[Rows from a dataset of pages and code]:
>>
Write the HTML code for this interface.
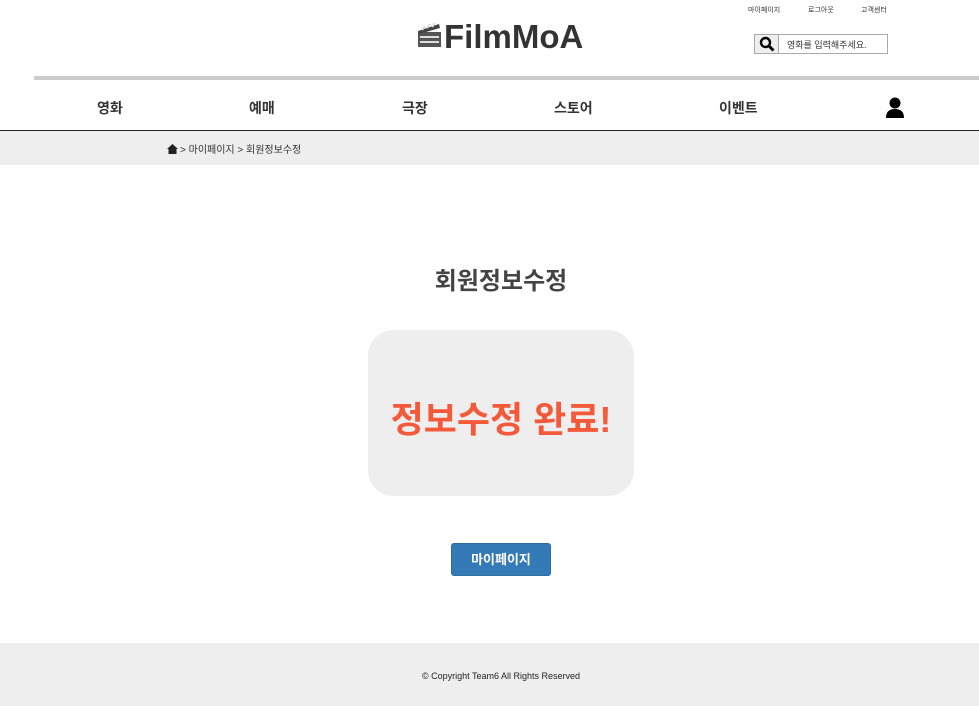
<!DOCTYPE html>
<html><head><meta charset="utf-8"><style>
*{margin:0;padding:0;box-sizing:border-box}
body{width:979px;height:706px;position:relative;background:#fff;font-family:"Liberation Sans","Noto Sans CJK KR",sans-serif;color:#222;overflow:hidden}
.a{position:absolute}
.top{font-size:7px;color:#333;top:5px}
.nav{top:98px;font-size:14px;font-weight:bold;color:#333}
</style></head><body>
<div class="a top" style="left:748px">마이페이지</div>
<div class="a top" style="left:808px">로그아웃</div>
<div class="a top" style="left:861px">고객센터</div>
<svg class="a" style="left:417px;top:21px" width="26" height="28" viewBox="0 0 26 28"><rect x="1" y="11" width="23" height="15" fill="#555"/><rect x="3" y="15" width="19" height="2" fill="#ddd"/><rect x="3" y="20" width="19" height="2" fill="#ddd"/><path d="M1 10 L22 3 L23 7 L2 13Z" fill="#444"/><path d="M5 9 l3-4 M10 7 l3-4 M15 6 l3-4" stroke="#ddd" stroke-width="2"/></svg>
<div class="a" style="left:444px;top:18px;font-size:33px;font-weight:bold;color:#333">FilmMoA</div>
<div class="a" style="left:754px;top:34px;width:134px;height:20px;border:1px solid #aaa;background:#fff"></div>
<div class="a" style="left:755px;top:35px;width:24px;height:18px;background:#eee;border-right:1px solid #aaa"></div>
<svg class="a" style="left:759px;top:36px" width="16" height="16" viewBox="0 0 16 16"><circle cx="6.5" cy="6.5" r="4.5" fill="none" stroke="#000" stroke-width="2.4"/><path d="M10 10 L14.5 14.5" stroke="#000" stroke-width="3"/></svg>
<div class="a" style="left:787px;top:38px;font-size:9px;color:#333">영화를 입력해주세요.</div>
<div class="a" style="left:34px;top:76px;width:945px;height:4px;background:#ccc"></div>
<div class="a nav" style="left:97px">영화</div>
<div class="a nav" style="left:249px">예매</div>
<div class="a nav" style="left:402px">극장</div>
<div class="a nav" style="left:554px">스토어</div>
<div class="a nav" style="left:719px">이벤트</div>
<svg class="a" style="left:885px;top:97px" width="20" height="22" viewBox="0 0 20 22"><circle cx="10" cy="6" r="5.5" fill="#000"/><path d="M1 21 Q1 12 10 12 Q19 12 19 21Z" fill="#000"/></svg>
<div class="a" style="left:0;top:130px;width:979px;height:35px;background:#eee;border-top:1px solid #222"></div>
<svg class="a" style="left:167px;top:144px" width="11" height="10" viewBox="0 0 11 10"><path d="M0 5 L5.5 0 L11 5 H9.5 V10 H1.5 V5Z" fill="#222"/></svg>
<div class="a" style="left:180px;top:141px;font-size:10px;color:#333">&gt; 마이페이지 &gt; 회원정보수정</div>
<div class="a" style="left:0;top:261px;width:1002px;text-align:center;font-size:24px;font-weight:bold;color:#444">회원정보수정</div>
<div class="a" style="left:368px;top:330px;width:266px;height:166px;background:#eee;border-radius:26px"></div>
<div class="a" style="left:368px;top:391px;width:266px;text-align:center;font-size:36px;font-weight:bold;color:#f4593a;white-space:nowrap">정보수정 완료!</div>
<div class="a" style="left:451px;top:543px;width:100px;height:33px;background:#337ab7;border:1px solid #2e6da4;border-radius:3px;color:#fff;font-size:13px;font-weight:bold;text-align:center;line-height:31px">마이페이지</div>
<div class="a" style="left:0;top:643px;width:979px;height:63px;background:#eee"></div>
<div class="a" style="left:0;top:671px;width:1002px;text-align:center;font-size:9px;color:#222">© Copyright Team6 All Rights Reserved</div>
</body></html>
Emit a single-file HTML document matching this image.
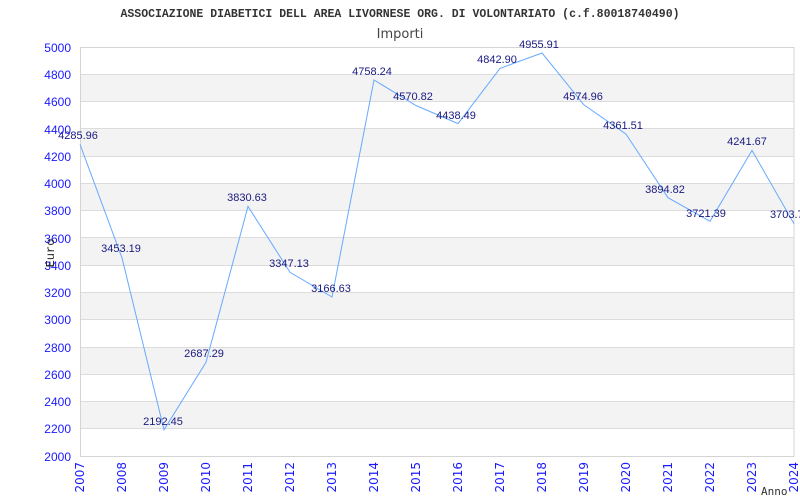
<<
[WHAT THIS TASK INVOLVES]: Reproduce each line of the records exactly, and omit every picture.

[RESULT FOR THIS TASK]:
Write the HTML code for this interface.
<!DOCTYPE html>
<html><head><meta charset="utf-8"><style>
*{margin:0;padding:0;box-sizing:border-box}
body{width:979px;height:706px;position:relative;background:#fff;font-family:"Liberation Sans","Noto Sans CJK KR",sans-serif;color:#222;overflow:hidden}
.a{position:absolute}
.top{font-size:7px;color:#333;top:5px}
.nav{top:98px;font-size:14px;font-weight:bold;color:#333}
</style></head><body>
<div class="a top" style="left:748px">마이페이지</div>
<div class="a top" style="left:808px">로그아웃</div>
<div class="a top" style="left:861px">고객센터</div>
<svg class="a" style="left:417px;top:21px" width="26" height="28" viewBox="0 0 26 28"><rect x="1" y="11" width="23" height="15" fill="#555"/><rect x="3" y="15" width="19" height="2" fill="#ddd"/><rect x="3" y="20" width="19" height="2" fill="#ddd"/><path d="M1 10 L22 3 L23 7 L2 13Z" fill="#444"/><path d="M5 9 l3-4 M10 7 l3-4 M15 6 l3-4" stroke="#ddd" stroke-width="2"/></svg>
<div class="a" style="left:444px;top:18px;font-size:33px;font-weight:bold;color:#333">FilmMoA</div>
<div class="a" style="left:754px;top:34px;width:134px;height:20px;border:1px solid #aaa;background:#fff"></div>
<div class="a" style="left:755px;top:35px;width:24px;height:18px;background:#eee;border-right:1px solid #aaa"></div>
<svg class="a" style="left:759px;top:36px" width="16" height="16" viewBox="0 0 16 16"><circle cx="6.5" cy="6.5" r="4.5" fill="none" stroke="#000" stroke-width="2.4"/><path d="M10 10 L14.5 14.5" stroke="#000" stroke-width="3"/></svg>
<div class="a" style="left:787px;top:38px;font-size:9px;color:#333">영화를 입력해주세요.</div>
<div class="a" style="left:34px;top:76px;width:945px;height:4px;background:#ccc"></div>
<div class="a nav" style="left:97px">영화</div>
<div class="a nav" style="left:249px">예매</div>
<div class="a nav" style="left:402px">극장</div>
<div class="a nav" style="left:554px">스토어</div>
<div class="a nav" style="left:719px">이벤트</div>
<svg class="a" style="left:885px;top:97px" width="20" height="22" viewBox="0 0 20 22"><circle cx="10" cy="6" r="5.5" fill="#000"/><path d="M1 21 Q1 12 10 12 Q19 12 19 21Z" fill="#000"/></svg>
<div class="a" style="left:0;top:130px;width:979px;height:35px;background:#eee;border-top:1px solid #222"></div>
<svg class="a" style="left:167px;top:144px" width="11" height="10" viewBox="0 0 11 10"><path d="M0 5 L5.5 0 L11 5 H9.5 V10 H1.5 V5Z" fill="#222"/></svg>
<div class="a" style="left:180px;top:141px;font-size:10px;color:#333">&gt; 마이페이지 &gt; 회원정보수정</div>
<div class="a" style="left:0;top:261px;width:1002px;text-align:center;font-size:24px;font-weight:bold;color:#444">회원정보수정</div>
<div class="a" style="left:368px;top:330px;width:266px;height:166px;background:#eee;border-radius:26px"></div>
<div class="a" style="left:368px;top:391px;width:266px;text-align:center;font-size:36px;font-weight:bold;color:#f4593a;white-space:nowrap">정보수정 완료!</div>
<div class="a" style="left:451px;top:543px;width:100px;height:33px;background:#337ab7;border:1px solid #2e6da4;border-radius:3px;color:#fff;font-size:13px;font-weight:bold;text-align:center;line-height:31px">마이페이지</div>
<div class="a" style="left:0;top:643px;width:979px;height:63px;background:#eee"></div>
<div class="a" style="left:0;top:671px;width:1002px;text-align:center;font-size:9px;color:#222">© Copyright Team6 All Rights Reserved</div>
</body></html>
Emit a single-file HTML document matching this image.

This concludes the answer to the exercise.